Se me permitem, também gostaria de apontar um terceiro bemol nesse angu…. É quanto à suposta arrogância do “povo”….também depende do conceito de povo….tal arrogância é bem mais vista, ouvida e palpada nos terreiros da elite (aeroporto, teatro, cinema, Shopping, TV, etc)….é lá que ela, a arrogância, vive e se manifesta cotidianamente….não, nos terreiros do povo (rodoviária, barzinho, favela, etc)….

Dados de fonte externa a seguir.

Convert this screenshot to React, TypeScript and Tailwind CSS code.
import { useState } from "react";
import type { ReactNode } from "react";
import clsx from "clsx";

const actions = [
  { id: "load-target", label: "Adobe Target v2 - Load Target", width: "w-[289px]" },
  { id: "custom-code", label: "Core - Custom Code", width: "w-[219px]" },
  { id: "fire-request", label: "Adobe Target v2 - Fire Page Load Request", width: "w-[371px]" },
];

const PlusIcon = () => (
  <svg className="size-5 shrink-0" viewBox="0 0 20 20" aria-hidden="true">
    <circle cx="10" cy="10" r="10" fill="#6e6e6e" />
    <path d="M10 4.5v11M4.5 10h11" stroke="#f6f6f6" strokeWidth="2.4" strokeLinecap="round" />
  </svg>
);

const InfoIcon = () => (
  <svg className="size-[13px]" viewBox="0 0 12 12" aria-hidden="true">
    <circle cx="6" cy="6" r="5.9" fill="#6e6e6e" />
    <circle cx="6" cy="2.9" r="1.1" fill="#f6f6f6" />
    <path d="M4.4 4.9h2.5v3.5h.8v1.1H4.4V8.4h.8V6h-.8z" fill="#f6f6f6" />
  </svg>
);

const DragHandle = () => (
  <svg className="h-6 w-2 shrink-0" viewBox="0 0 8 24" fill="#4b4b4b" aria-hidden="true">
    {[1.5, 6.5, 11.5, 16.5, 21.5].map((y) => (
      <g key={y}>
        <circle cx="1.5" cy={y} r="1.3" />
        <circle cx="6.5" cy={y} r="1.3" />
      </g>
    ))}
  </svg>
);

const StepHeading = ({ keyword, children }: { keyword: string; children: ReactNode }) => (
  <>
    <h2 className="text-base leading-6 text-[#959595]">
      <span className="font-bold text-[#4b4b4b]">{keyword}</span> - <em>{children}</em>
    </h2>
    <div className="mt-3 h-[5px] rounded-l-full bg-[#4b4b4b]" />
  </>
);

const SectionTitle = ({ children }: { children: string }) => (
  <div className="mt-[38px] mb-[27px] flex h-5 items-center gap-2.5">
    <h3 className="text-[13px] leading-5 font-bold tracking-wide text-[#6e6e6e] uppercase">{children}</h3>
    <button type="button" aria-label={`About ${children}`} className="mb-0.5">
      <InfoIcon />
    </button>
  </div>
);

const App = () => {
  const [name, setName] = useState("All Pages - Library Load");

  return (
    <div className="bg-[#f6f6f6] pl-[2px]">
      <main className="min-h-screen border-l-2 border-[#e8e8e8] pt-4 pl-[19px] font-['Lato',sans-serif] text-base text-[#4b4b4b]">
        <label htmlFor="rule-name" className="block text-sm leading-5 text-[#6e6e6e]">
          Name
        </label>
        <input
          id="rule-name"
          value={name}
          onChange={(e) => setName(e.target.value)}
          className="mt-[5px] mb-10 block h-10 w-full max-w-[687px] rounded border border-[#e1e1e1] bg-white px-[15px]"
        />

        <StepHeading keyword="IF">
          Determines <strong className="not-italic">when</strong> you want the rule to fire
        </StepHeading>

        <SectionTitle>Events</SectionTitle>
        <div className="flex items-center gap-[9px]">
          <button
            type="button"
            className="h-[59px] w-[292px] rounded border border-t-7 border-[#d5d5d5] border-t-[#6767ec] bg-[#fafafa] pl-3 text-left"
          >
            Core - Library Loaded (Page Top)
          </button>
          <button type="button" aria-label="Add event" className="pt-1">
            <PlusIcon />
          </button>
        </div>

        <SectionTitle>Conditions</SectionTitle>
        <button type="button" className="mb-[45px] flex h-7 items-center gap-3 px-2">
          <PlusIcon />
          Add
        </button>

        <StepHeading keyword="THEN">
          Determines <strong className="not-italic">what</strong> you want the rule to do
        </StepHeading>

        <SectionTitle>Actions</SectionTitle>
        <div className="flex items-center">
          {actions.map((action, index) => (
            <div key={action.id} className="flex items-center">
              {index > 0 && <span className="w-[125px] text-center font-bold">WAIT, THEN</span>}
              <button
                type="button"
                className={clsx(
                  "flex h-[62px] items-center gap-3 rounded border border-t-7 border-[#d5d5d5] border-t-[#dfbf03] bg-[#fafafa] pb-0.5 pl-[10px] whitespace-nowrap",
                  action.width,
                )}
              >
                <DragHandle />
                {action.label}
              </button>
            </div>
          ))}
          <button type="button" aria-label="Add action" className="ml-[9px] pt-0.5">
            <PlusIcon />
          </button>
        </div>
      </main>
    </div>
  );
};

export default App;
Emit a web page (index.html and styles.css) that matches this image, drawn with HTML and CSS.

Caro Xico: Indo ao seu bemol, usei o termo povo no seu sentido mais amplo, já que o futebol é sem dúvida a grande força unificadora da nação. Note que o povo, neste sentido, não se reconhece nas grandes datas políticas: Independência, República, Abolição da Escravidão etc. Isso é muito significativo e seria bom assunto para um artigo. O povo não se reconhece nestas datas porque não foi protagonista dos fatos políticos a elas associados. O povo se reconhece enquanto unidade nacional no futebol e no carnaval, por exemplo. E nesse sentido eu diria que o sucesso no futebol mundial há muito nos subiu à cabeça. Por isso sustento meu argumento de que no futebol somos sim arrogantes. O “já ganhou” quando o Brasil compete é uma banalidade. Não fosse assim, o povo não se identificaria tanto com o nacionalismo boçal de Galvão Bueno. Quem no geral o ridiculariza é uma minoria crítica. Nesse sentido, dou razão ao comentário de Luciano Oliveira.Precisamos ser sacudidos por campanhas como esta da última Copa, ou por derrotas como as que sofremos da Alemanha, para cair na real. Muito grato pelo comentário, Xico.